In de derde bijdrage van het tijdschrift introduceert Curt Bloch ons bij een nieuwe soort: de Diermens. Volgens de klassieke leer onderscheiden verstand en rede de mens van het dier. Maar de Übermensch, die zich boven anderen verheft en hen misbruikt, is in werkelijkheid een diermens. Dit wezen, dat wordt belichaamd door de nationaal-socialisten, heeft landen verslonden en bloed gedronken. Maar Bloch weet dat de triomftocht van de diermens nu ten einde loopt. Men zal hem binnenkort villen, opzetten en tentoonstellen in het rariteitenkabinet.

Deze arme Sicilianen, noemt Bloch met gespeeld medelijden de inwoners van het Italiaanse eiland. Ze moeten zich nu na de overwinning van de geallieerden aan hun voorschriften houden. Men klaagt over het “schrikbewind” van de Britten en Amerikanen, hoewel er evenzeer Duitse wandaden zijn begaan. Bloch, die zelf vol verlangen wacht op bevrijding door de geallieerden, spitst het ironisch toe: “Duitsch bezet zijn, wat een lust.”

Als gevolg van de huidige ontwikkelingen in de oorlog hoopt Curt Bloch dat het fascisme nu uit Italië verdreven zal worden. Het volk is oorlogsmoe en ontgoocheld door oude frasen, het land gaat naar de knoppen, de oorlogstrompet is lang genoeg geblazen. Nu zullen de Italianen in opstand komen. Bloch is ervan overtuigd: Italië ontwaakt.
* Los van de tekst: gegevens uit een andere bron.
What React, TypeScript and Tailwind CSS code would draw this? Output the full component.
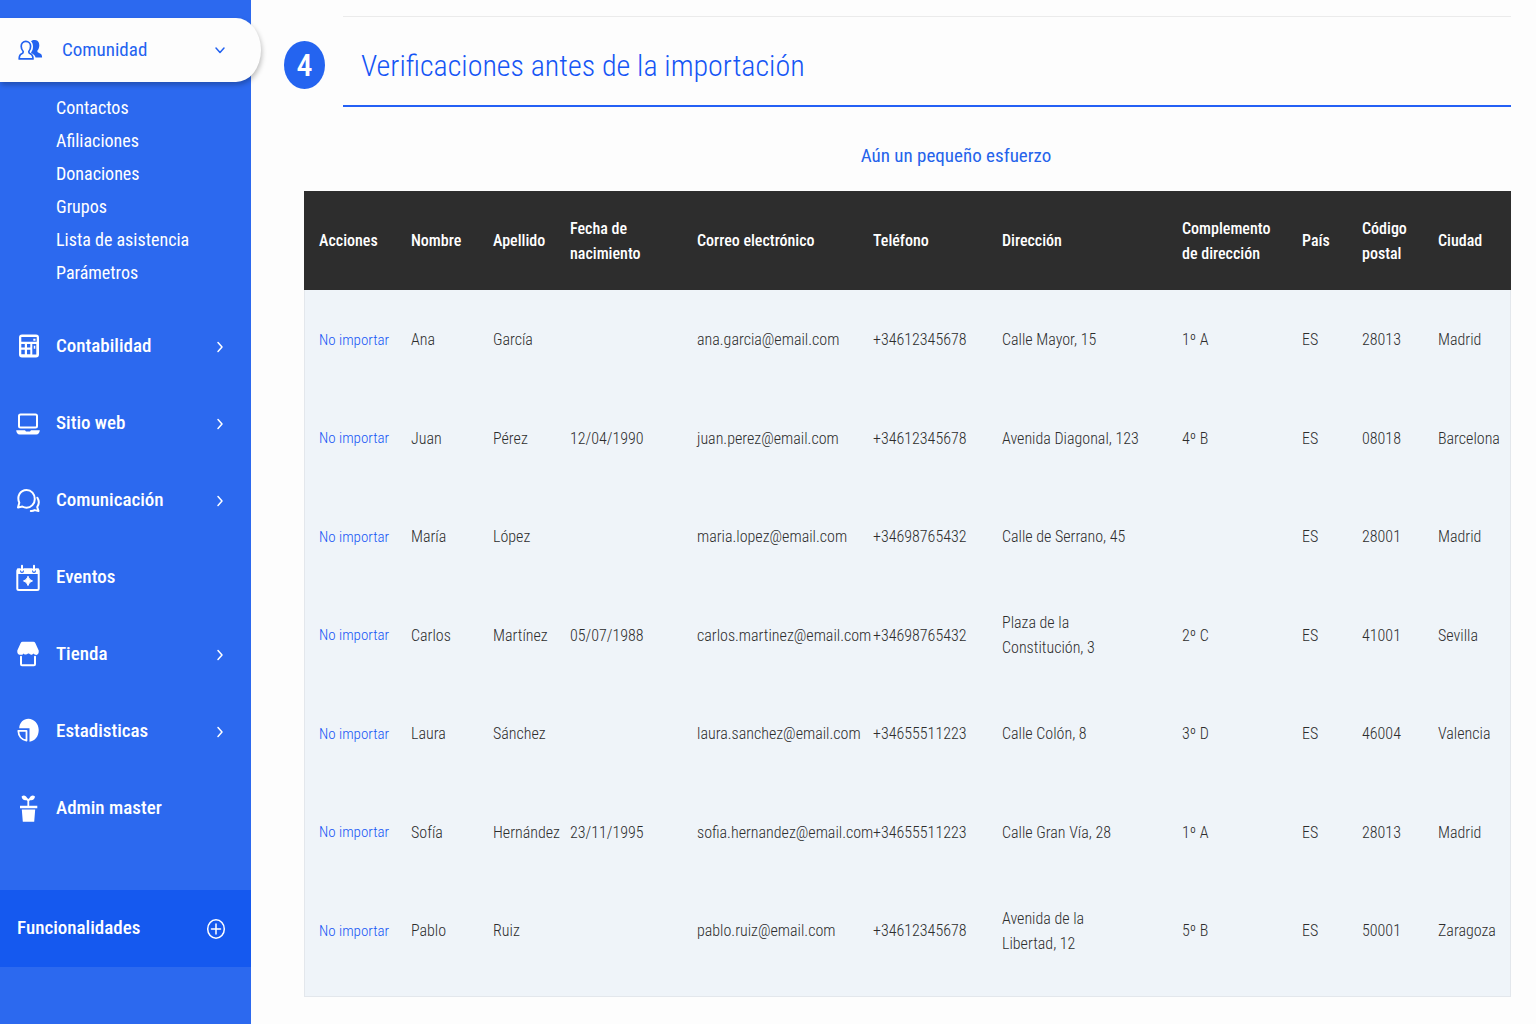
import { useState } from "react"
import type { ReactNode } from "react"

const subItems = [
  "Contactos",
  "Afiliaciones",
  "Donaciones",
  "Grupos",
  "Lista de asistencia",
  "Parámetros",
]

const columns = [
  { label: "Acciones", width: "w-[99px]" },
  { label: "Nombre", width: "w-[82px]" },
  { label: "Apellido", width: "w-[77px]" },
  { label: "Fecha de nacimiento", width: "w-[127px]" },
  { label: "Correo electrónico", width: "w-[176px]" },
  { label: "Teléfono", width: "w-[129px]" },
  { label: "Dirección", width: "w-[180px]" },
  { label: "Complemento de dirección", width: "w-[120px]" },
  { label: "País", width: "w-[60px]" },
  { label: "Código postal", width: "w-[76px]" },
  { label: "Ciudad", width: "w-[81px]" },
]

const contacts = [
  ["Ana", "García", "", "ana.garcia@email.com", "+34612345678", "Calle Mayor, 15", "1º A", "ES", "28013", "Madrid"],
  ["Juan", "Pérez", "12/04/1990", "juan.perez@email.com", "+34612345678", "Avenida Diagonal, 123", "4º B", "ES", "08018", "Barcelona"],
  ["María", "López", "", "maria.lopez@email.com", "+34698765432", "Calle de Serrano, 45", "", "ES", "28001", "Madrid"],
  ["Carlos", "Martínez", "05/07/1988", "carlos.martinez@email.com", "+34698765432", "Plaza de la Constitución, 3", "2º C", "ES", "41001", "Sevilla"],
  ["Laura", "Sánchez", "", "laura.sanchez@email.com", "+34655511223", "Calle Colón, 8", "3º D", "ES", "46004", "Valencia"],
  ["Sofía", "Hernández", "23/11/1995", "sofia.hernandez@email.com", "+34655511223", "Calle Gran Vía, 28", "1º A", "ES", "28013", "Madrid"],
  ["Pablo", "Ruiz", "", "pablo.ruiz@email.com", "+34612345678", "Avenida de la Libertad, 12", "5º B", "ES", "50001", "Zaragoza"],
]

function Icon({ children }: { children: ReactNode }) {
  return (
    <svg viewBox="0 0 28 28" className="size-7 shrink-0" fill="currentColor" aria-hidden="true">
      {children}
    </svg>
  )
}

const line = {
  fill: "none",
  stroke: "currentColor",
  strokeWidth: 2,
  strokeLinejoin: "round",
  strokeLinecap: "round",
} as const

function PeopleIcon() {
  return (
    <Icon>
      <path d="M15 5.200c1-.9 2.500-1.400 4-1.200 2.900.2 4.500 2.500 4.300 5.500-.1 2.200-.8 4-2 5.300 0 1.300.5 1.700 1.800 2.200 2.300.8 3 2 3 4.600h-6.500c-.6-2.300-1.900-3.400-4.100-4.300-.5-.2-.5-.6-.3-1.100 1.200-1.500 1.800-3.400 1.800-5.800 0-2-.7-3.900-2-5.200z" />
      <path
        {...line}
        strokeWidth={1.7}
        d="M9.800 5.400c-2.700 0-4.600 2-4.600 4.900 0 2.300.8 4 2 5.200.2 1.300-.3 1.800-1.400 2.200-2.100.8-2.600 2-2.600 5.200h13.800c0-3.200-.7-4.400-2.800-5.200-1.100-.4-1.600-.9-1.400-2.200 1.100-1.200 1.800-2.900 1.800-5.200 0-2.900-2.100-4.900-4.800-4.900z"
      />
    </Icon>
  )
}

function CalculatorIcon() {
  return (
    <Icon>
      <path
        fillRule="evenodd"
        d="M8 1.500h14a3 3 0 0 1 3 3v17a3 3 0 0 1-3 3H8a3 3 0 0 1-3-3v-17a3 3 0 0 1 3-3zM7.300 4v4.800h15.400V4zM7.300 11v3.500h3.500V11zM13 11v3.500h3.300V11zM7.300 16.800v4.500h3.500v-4.500zM13 16.800v4.500h3.300v-4.500zM18.300 11v10.500h4V11z"
      />
      <path d="M19.300 5.700h2.200v2h-2.200zM19.800 12.800h1.500v3h-1.500z" />
    </Icon>
  )
}

function LaptopIcon() {
  return (
    <Icon>
      <rect {...line} x="5" y="4.500" width="18" height="13" rx="1.500" />
      <path d="M2.200 20.300h8.800l1 1.300h4l1-1.300h8.800c-.2 2.600-1.400 4.200-3.500 4.200H5.700c-2.100 0-3.300-1.600-3.500-4.200z" />
    </Icon>
  )
}

function ChatIcon() {
  return (
    <Icon>
      <path {...line} d="M4 20.600l1.300-4.900c-2.700-6 .8-12.700 7.300-12.700 4.700 0 8.200 3.900 8.200 8.900s-3.700 8.800-8.200 8.800c-1.700 0-3-.4-4.300-1.200z" />
      <path {...line} d="M23.400 10.700c1.800 3 1.700 6.600-.2 9.300l1.300 4-3.900-.9c-1.200.8-2.500 1-3.800.9" />
    </Icon>
  )
}

function CalendarIcon() {
  return (
    <Icon>
      <rect {...line} x="3.300" y="5.500" width="21.400" height="20.500" rx="1.500" />
      <path d="M3 4.500h3V7a2 2 0 0 0 4 0V4.500h8V7a2 2 0 0 0 4 0V4.500h3V10H3z" />
      <path {...line} d="M8 1.800v5M20 1.800v5" />
      <path d="M14 12.200c.8 2.500 2 3.700 4.500 4.700-2.500 1-3.700 2.200-4.500 4.700-.8-2.500-2-3.700-4.500-4.700 2.500-1 3.700-2.200 4.500-4.700z" stroke="currentColor" />
    </Icon>
  )
}

function ShopIcon() {
  return (
    <Icon>
      <path d="M8.600.8h10.800c.9 0 1.500.4 1.900 1.200l3.400 7.500v1.500c0 2-1.600 3.200-3.300 2.800-1-.2-1.600-.8-2-1.400-1 1.500-3.200 1.700-4.400.2l-1-.1c-1.200 1.500-3.400 1.400-4.400-.1-.5.7-1.200 1.300-2.200 1.400-2 .3-4.100-.9-4.100-2.900V9.500L6.700 2c.4-.8 1-1.200 1.900-1.200z" />
      <path {...line} d="M7 15.800v7.500c0 .6.4 1 1 1h12c.6 0 1-.4 1-1v-7.500" />
    </Icon>
  )
}

function PieIcon() {
  return (
    <Icon>
      <path d="M5.200 10.200C5.600 4.500 9.500.8 14.400.8c5.700 0 10.300 5 10.300 11.200 0 6.500-3.900 11.200-9.200 11.700V10.200z" />
      <path {...line} strokeWidth={1.8} d="M12.500 12.800v9.800C7.800 22 4.500 18.200 4.300 12.800z" />
    </Icon>
  )
}

function PlantIcon() {
  return (
    <Icon>
      <path d="M7.600 1.500c2-1.700 4.500-.9 5.500 1.500l1.200.9L15.500 3c1-2.400 3.500-3.200 5.500-1.500-.2 2.800-2.300 4.300-5 3.700l-.8.8v4.800h-1.800V6l-.8-.8c-2.700.6-4.800-.9-5-3.700zM6 10.700h17.300v2.500H6zM7.800 14.500h13.400l-1 12.200H8.800z" />
    </Icon>
  )
}

const menu = [
  { label: "Contabilidad", icon: <CalculatorIcon />, arrow: true },
  { label: "Sitio web", icon: <LaptopIcon />, arrow: true },
  { label: "Comunicación", icon: <ChatIcon />, arrow: true },
  { label: "Eventos", icon: <CalendarIcon />, arrow: false },
  { label: "Tienda", icon: <ShopIcon />, arrow: true },
  { label: "Estadisticas", icon: <PieIcon />, arrow: true },
  { label: "Admin master", icon: <PlantIcon />, arrow: false },
]

function Sidebar() {
  const [open, setOpen] = useState(true)

  return (
    <aside className="w-[251px] shrink-0 bg-[#2c69ef] pt-[18px] text-[19px] text-white">
      <button
        onClick={() => setOpen(!open)}
        aria-expanded={open}
        className="flex h-16 w-[261px] items-center rounded-r-[25px_32px] bg-[#fdfdfd] pr-[34px] pl-4 text-left text-[#2362f0] shadow-[1px_3px_5px_rgba(0,0,0,0.25)]"
      >
        <PeopleIcon />
        <span className="ml-[18px] flex-1">Comunidad</span>
        <svg viewBox="0 0 14 14" className="size-3.5" {...line} strokeWidth={1.5} aria-hidden="true">
          <path d="M3 5l4 4.500L11 5" />
        </svg>
      </button>

      {open && (
        <ul className="pt-[9px] pb-[19px] text-lg">
          {subItems.map((item) => (
            <li key={item} className="h-[33px] pl-14 leading-[33px]">
              <a href="#">{item}</a>
            </li>
          ))}
        </ul>
      )}

      <nav className="font-medium">
        {menu.map((item) => (
          <a key={item.label} href="#" className="flex h-[77px] items-center pr-6 pl-3.5">
            {item.icon}
            <span className="ml-3.5 flex-1">{item.label}</span>
            {item.arrow && (
              <svg viewBox="0 0 14 14" className="size-3.5" {...line} strokeWidth={1.5} aria-hidden="true">
                <path d="M5 2.500l4 4.500-4 4.500" />
              </svg>
            )}
          </a>
        ))}
      </nav>

      <button className="mt-[43px] flex h-[77px] w-full items-center justify-between bg-[#1559ef] pr-6 pl-[17px] font-medium">
        Funcionalidades
        <svg viewBox="0 0 22 22" className="size-[22px]" {...line} strokeWidth={1.5} aria-hidden="true">
          <ellipse cx="11" cy="11" rx="8.300" ry="9.200" />
          <path d="M11 6v10M6.500 11h9" />
        </svg>
      </button>
    </aside>
  )
}

export default function App() {
  return (
    <div className="flex min-h-screen bg-[#fdfdfd] font-['Roboto_Condensed',Roboto,sans-serif]">
      <Sidebar />
      <main className="min-w-0 flex-1 pt-4 pr-[25px] pl-[33px]">
        <header className="flex items-center">
          <span className="mt-1.5 flex h-12 w-[41px] items-center justify-center rounded-[50%] bg-[#2464f0] text-[32px] font-medium text-white">
            4
          </span>
          <h1 className="ml-[18px] flex h-[91px] flex-1 items-center border-t border-b-2 border-t-[#ebebeb] border-b-[#2460f5] pt-2 pl-[18px] text-[30px] font-light text-[#1555f5]">
            Verificaciones antes de la importación
          </h1>
        </header>

        <p className="mt-[37px] pl-[117px] text-center text-[19px] leading-6 text-[#2563eb]">Aún un pequeño esfuerzo</p>

        <div className="mt-[23px] ml-5 bg-[#eff4f9] pb-[17px] shadow-[inset_0_0_0_1px_#e3e7ec]">
          <table className="w-full table-fixed text-left text-base leading-[25px] text-[#2d2d2d]">
            <thead className="bg-[#2d2d2d] text-white">
              <tr className="h-[99px]">
                {columns.map((col) => (
                  <th key={col.label} className={`${col.width} pr-2 pl-2 font-medium first:pl-[15px]`}>
                    {col.label}
                  </th>
                ))}
              </tr>
            </thead>
            <tbody className="font-light">
              {contacts.map((row) => (
                <tr key={row[3]} className="odd:h-[99px] even:h-[98px]">
                  <td className="pl-[15px]">
                    <button className="text-[15px] whitespace-nowrap text-[#1555f5]">No importar</button>
                  </td>
                  {row.map((value, i) => (
                    <td key={i} className={i === 5 ? "pr-6 pl-2 text-balance" : "pl-2"}>
                      {value}
                    </td>
                  ))}
                </tr>
              ))}
            </tbody>
          </table>
        </div>
      </main>
    </div>
  )
}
Het gedicht De “bevoorrechten” vormt de reactie van Curt Bloch op een brief van een nazi aan het Oostfront. Deze begreep niet waarom Nederland het Duitse systeem niet wilde erkennen – aangezien het zich inzetten voor NSB-principes een nieuwe toekomst en privileges belooft. Bloch vergelijkt deze kijk op de situatie met de mening van een gek in een gesticht die alleen anderen, maar niet zichzelf als gek beschouwt. Op de lange termijn zou er niet veel overblijven van deze schijnbare privileges: “Die vrijheid, die jij hebt vertrapt, vertrapt jelui met ongekende krachten”.

In het zevende gedicht van dit tijdschrift noemt Curt Bloch propagandaminister Joseph Goebbels een valsspeler. Hij liegt en bedriegt, beweert troeven in handen te hebben. Wanneer, vraagt Bloch aan het eind, wordt het het volk eindelijk te veel en slaat men het kaartspel uit de handen van de bedrieger?

In het Vrijheidslied roept Curt Bloch op tot verzet en wenst hij de dood aan degenen die zich verzetten tegen de vrede. En hij hoopt eveneens: Ondanks nood, onrecht en onderdrukking, ondanks talloze slachtoffers, wordt de mensheid bevrijd.

In Een fruit-sprookje viert de ondergedoken Curt Bloch waarschijnlijk een onverwachte wending in zijn voedselvoorziening. Hij legt een relatie tussen de vruchten in het paradijs en via de vergiftigde appel bij Sneeuwwitje naar de huidige ontberingen vanwege de bezettingsmaatregelen: “We zitten zonder fruit”. Maar toen verschenen er een goede fee en een tovenaar die Bloch een kist met appels en peren schonken. Daarmee was voor hem een sprookje bewaarheid geworden.